**The problem:**
Review the material line by line. Identify and copy every line that contains the string "index".
++++ Dataset extract
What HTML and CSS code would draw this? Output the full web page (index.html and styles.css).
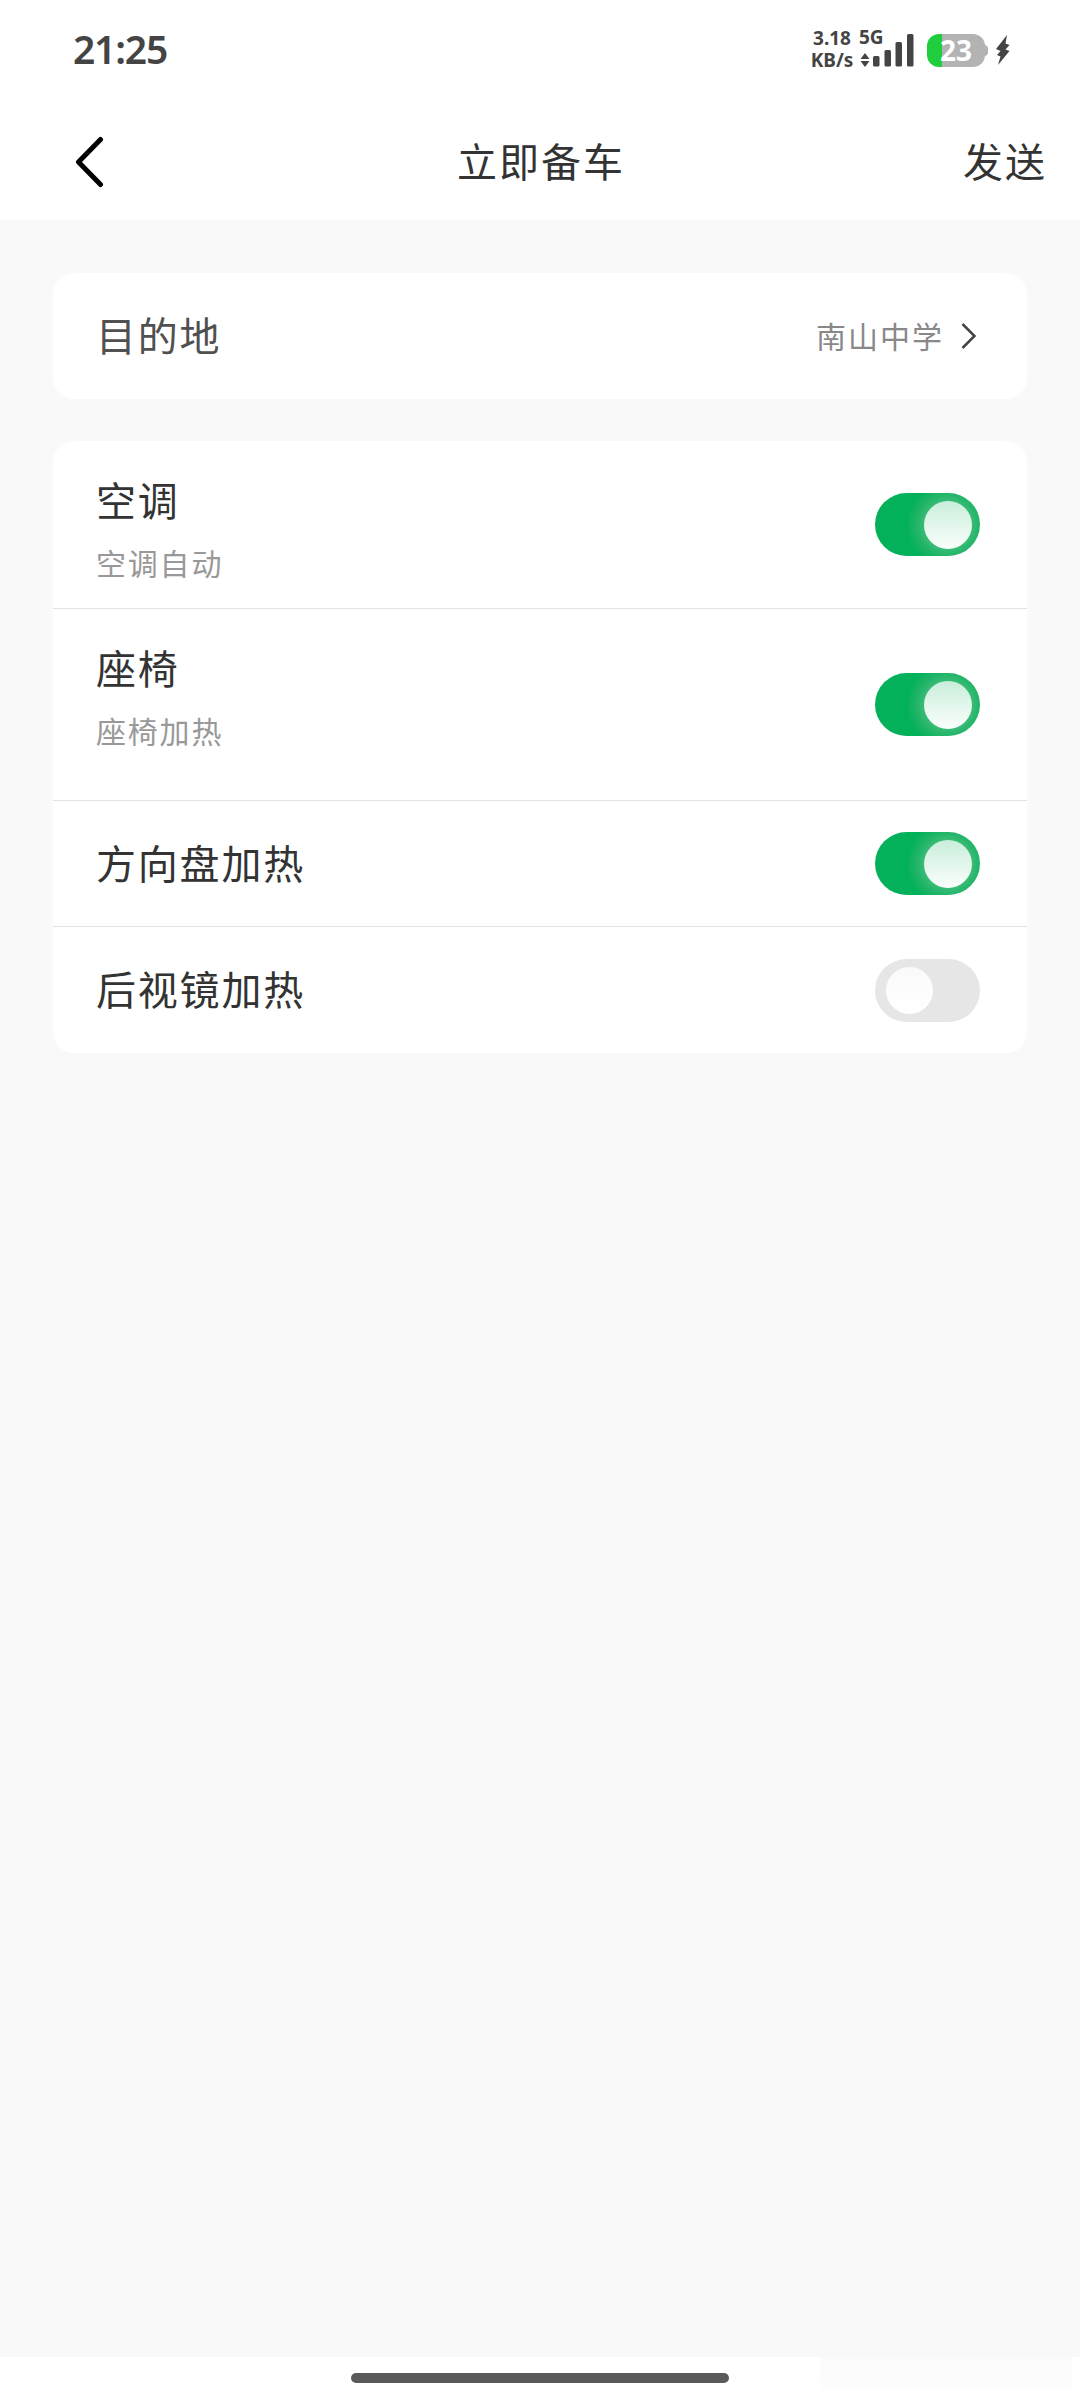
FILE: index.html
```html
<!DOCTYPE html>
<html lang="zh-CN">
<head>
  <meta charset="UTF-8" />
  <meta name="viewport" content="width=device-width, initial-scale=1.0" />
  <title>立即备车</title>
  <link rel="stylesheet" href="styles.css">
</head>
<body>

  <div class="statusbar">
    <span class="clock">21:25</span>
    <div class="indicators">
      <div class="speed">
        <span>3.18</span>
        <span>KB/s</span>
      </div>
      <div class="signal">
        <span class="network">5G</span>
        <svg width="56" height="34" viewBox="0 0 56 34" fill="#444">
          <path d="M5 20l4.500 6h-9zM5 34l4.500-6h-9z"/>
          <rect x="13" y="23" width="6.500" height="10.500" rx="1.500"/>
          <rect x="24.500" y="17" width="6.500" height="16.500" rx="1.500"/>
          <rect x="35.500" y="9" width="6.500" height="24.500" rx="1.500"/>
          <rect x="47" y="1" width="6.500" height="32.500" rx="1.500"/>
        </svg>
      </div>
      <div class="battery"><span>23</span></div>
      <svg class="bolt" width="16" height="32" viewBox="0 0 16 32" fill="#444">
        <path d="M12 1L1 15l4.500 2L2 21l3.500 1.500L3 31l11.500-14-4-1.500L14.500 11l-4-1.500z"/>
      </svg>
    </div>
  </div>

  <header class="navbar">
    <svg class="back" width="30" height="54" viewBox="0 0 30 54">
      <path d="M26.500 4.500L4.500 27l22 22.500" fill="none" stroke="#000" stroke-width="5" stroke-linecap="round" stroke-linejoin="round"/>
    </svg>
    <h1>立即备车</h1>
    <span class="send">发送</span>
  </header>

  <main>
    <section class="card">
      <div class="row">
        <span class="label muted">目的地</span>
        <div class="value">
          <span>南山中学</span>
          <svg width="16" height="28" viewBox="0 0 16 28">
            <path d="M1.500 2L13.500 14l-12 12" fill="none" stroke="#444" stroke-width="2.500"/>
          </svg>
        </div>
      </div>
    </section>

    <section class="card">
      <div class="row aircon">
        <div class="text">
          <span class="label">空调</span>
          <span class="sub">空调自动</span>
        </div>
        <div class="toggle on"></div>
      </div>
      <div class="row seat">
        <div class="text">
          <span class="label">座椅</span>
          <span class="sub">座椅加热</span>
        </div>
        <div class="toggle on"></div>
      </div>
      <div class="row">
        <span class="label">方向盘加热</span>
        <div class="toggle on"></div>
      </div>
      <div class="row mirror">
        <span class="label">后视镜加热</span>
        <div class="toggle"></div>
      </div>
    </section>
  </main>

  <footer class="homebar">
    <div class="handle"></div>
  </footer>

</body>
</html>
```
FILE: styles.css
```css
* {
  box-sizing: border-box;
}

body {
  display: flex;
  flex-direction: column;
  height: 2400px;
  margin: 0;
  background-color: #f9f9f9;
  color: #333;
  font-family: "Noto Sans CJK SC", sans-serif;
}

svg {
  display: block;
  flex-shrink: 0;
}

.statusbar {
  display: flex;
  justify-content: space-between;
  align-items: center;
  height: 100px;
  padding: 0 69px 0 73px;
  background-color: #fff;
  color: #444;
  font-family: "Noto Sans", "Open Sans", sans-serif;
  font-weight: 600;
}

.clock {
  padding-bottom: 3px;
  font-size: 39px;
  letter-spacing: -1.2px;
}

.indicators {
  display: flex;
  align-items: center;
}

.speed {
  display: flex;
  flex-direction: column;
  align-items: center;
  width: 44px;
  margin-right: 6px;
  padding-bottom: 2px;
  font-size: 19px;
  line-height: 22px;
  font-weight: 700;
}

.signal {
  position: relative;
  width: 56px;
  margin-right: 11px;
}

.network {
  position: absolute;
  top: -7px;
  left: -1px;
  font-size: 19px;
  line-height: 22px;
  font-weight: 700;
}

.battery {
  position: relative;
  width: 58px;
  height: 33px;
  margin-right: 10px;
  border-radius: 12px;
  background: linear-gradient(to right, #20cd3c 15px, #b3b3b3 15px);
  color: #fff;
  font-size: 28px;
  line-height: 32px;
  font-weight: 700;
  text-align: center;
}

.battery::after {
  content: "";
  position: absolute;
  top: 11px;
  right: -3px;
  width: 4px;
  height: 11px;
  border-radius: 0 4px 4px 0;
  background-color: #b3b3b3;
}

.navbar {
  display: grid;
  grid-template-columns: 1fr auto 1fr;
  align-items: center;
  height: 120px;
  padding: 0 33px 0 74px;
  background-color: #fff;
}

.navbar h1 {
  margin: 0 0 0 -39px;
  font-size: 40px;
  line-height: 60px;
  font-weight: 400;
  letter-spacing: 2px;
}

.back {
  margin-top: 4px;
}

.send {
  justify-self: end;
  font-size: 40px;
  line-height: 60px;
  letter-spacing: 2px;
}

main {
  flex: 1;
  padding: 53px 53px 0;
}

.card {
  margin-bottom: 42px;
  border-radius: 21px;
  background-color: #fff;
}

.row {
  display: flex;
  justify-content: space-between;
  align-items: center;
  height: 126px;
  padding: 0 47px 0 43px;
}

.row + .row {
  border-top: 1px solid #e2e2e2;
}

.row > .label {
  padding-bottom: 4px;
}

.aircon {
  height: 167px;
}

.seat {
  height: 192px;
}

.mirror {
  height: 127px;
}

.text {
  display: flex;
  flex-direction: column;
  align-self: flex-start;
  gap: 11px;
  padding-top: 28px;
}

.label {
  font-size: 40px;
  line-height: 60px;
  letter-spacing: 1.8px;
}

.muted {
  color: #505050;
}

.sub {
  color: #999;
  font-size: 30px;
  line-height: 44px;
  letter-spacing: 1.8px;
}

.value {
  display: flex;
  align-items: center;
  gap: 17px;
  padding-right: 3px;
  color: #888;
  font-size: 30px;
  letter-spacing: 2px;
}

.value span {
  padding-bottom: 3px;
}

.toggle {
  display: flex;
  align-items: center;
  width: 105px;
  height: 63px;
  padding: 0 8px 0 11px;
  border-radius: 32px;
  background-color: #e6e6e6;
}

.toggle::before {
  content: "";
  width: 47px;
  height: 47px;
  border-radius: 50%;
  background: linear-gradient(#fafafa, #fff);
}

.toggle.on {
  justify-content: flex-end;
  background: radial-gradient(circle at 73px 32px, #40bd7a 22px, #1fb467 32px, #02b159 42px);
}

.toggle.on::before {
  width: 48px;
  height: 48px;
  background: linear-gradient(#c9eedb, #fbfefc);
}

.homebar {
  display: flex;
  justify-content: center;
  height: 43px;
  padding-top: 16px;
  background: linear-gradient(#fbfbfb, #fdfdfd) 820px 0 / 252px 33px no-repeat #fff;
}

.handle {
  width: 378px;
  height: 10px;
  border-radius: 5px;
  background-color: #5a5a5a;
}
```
++++++++
**Result for this task:**
What HTML and CSS code would draw this? Output the full web page (index.html and styles.css).
FILE: index.html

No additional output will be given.